One reduction made by the committee against my most strenuous efforts was by a change in the classification and rates of the duty on wool. When I returned to Ohio I was violently assailed by the Democratic newspapers for voting for a bill that reduced the existing duty on wool about twenty per cent., and I had much difficulty in explaining to my constituents that I opposed the reduction, but, when the Senate refused to adopt by view, did not feel justified, on account of my opposition to this one item, in voting against the bill as a whole. The conference report was agreed to by the House of Representatives on the 2nd of March, and the bill was approved by the President on the 3rd.

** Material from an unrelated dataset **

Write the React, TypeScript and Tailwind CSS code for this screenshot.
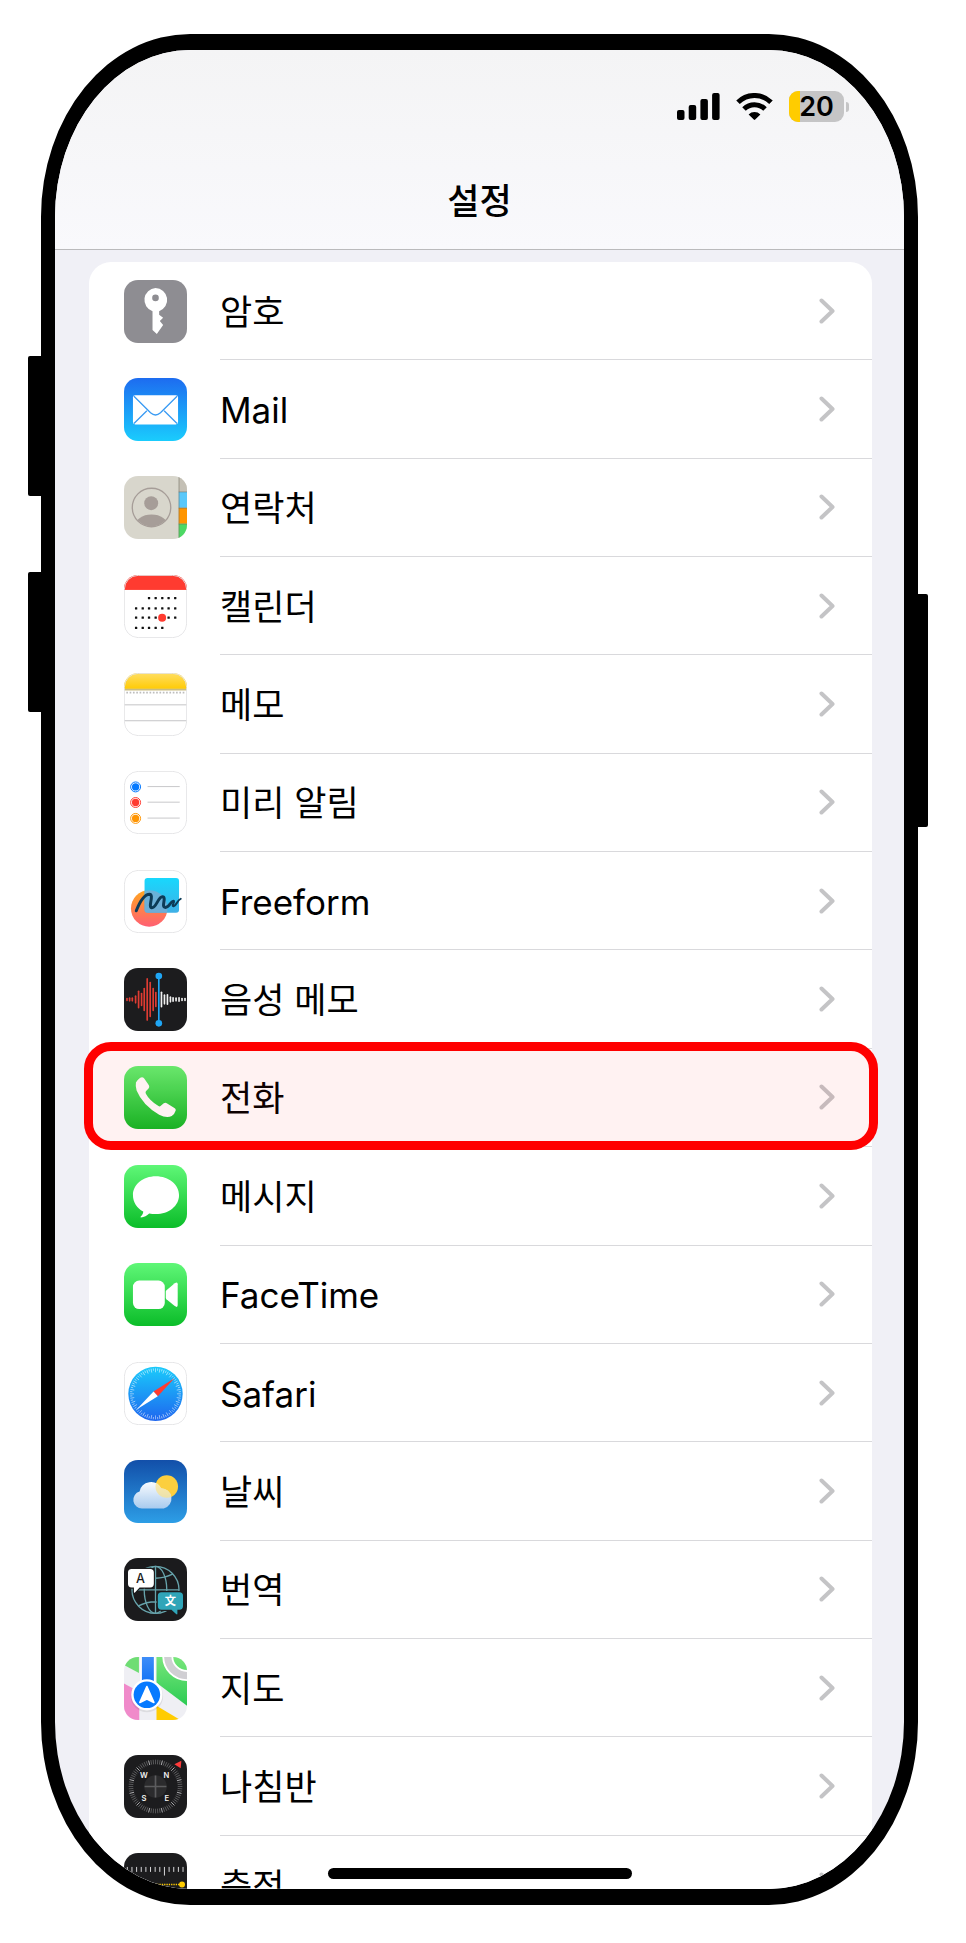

I did not conceal my opposition to the tariff sections of the revenue bill. I expressed it in debate, in interviews and in letters. When the bill was reported to the Senate it was met by two kinds of opposition, one the blind party opposition of free traders, led by Senators Beck and Vance, the other (much more dangerous), the conflict of selfish and local interests, mainly on the part of manufacturers, who regarded all articles which they purchased as raw material, on which they wished the lowest possible rate of duty, or none at all, and their work, as the finished article, on which they wished the highest rate of duty. In other words, what they had to buy they called raw material to be admitted without protection, and what they had to sell they wanted protection. It was a combination of the two kinds of opposition that made the trouble.